Still, for players of the PC version, it may feel a bit like a drag to strap on some limits that you’re used to playing without. That said, at least it’s not starting at the original build. The first version of the game would put quests on the other side of the galaxy, but auto-default every empire to close their borders against you. You’d have to immediately tech your military and wipe out people in your path. 1.7 at least has some significant AI improvements, which will actually make the game easier to get into for new players.

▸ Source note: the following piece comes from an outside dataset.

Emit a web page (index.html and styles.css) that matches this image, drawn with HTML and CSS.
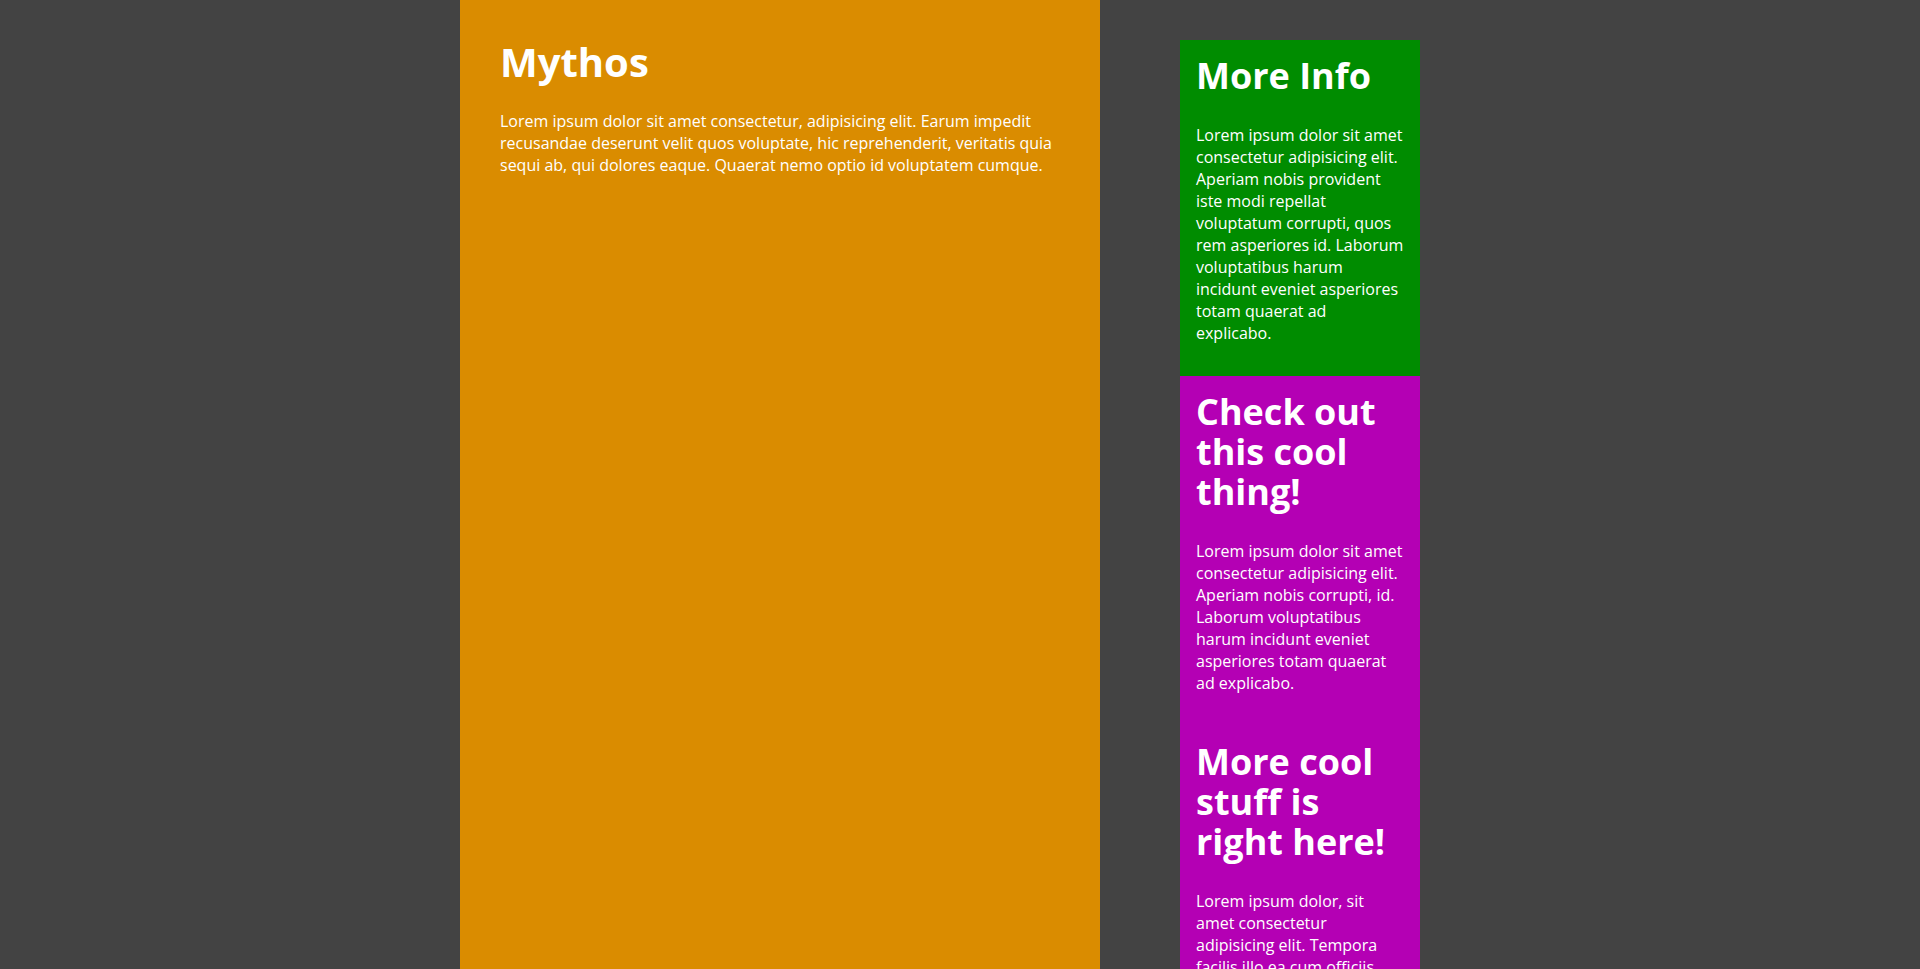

That said, some of the core mechanics in Stellaris still let me down. Notably, it is supposed to be a 4X game, and you can usually win 4X games. “Winning” in Stellaris is laughably far away. You can either eliminate every empire or control at least 40% of the habitable planets in the galaxy. Take your pick, but have fun getting dozens of hours in and still wondering when victory will arrive. I’ve said it before, but Stellaris often feels like a space-sim rather than a true 4X.
Stellaris also puts the training wheels on when it comes to system management. It puts a soft cap on the number of systems you can directly manage and forces you to relegate the rest to AI-controlled sectors. This might be fine if the AI wasn’t watertrash. When these were first rolled out, sectors would tank your economy with dubious spending ventures. While they did improve over time, the whole system is one giant quagmire without an easy solution.
Fading Stars
Stellaris is an in-depth experience. It’s as addicting as any game I’ve played. You’ll be surprised how the hours just slip by while you’re engaged. It’s a black hole that sucks you in slowly, but relentlessly.
That said, if you manage to pull yourself out, the sleek veneer of Stellaris‘ bright stars fades more quickly than you might expect. Three years later, Stellaris is showing its age, and its rocky port to the controller certainly isn’t helping its case. You could still argue that Stellaris is the best console-version of an RTS game and you’d probably have a good case, but that isn’t exactly a high bar to clear.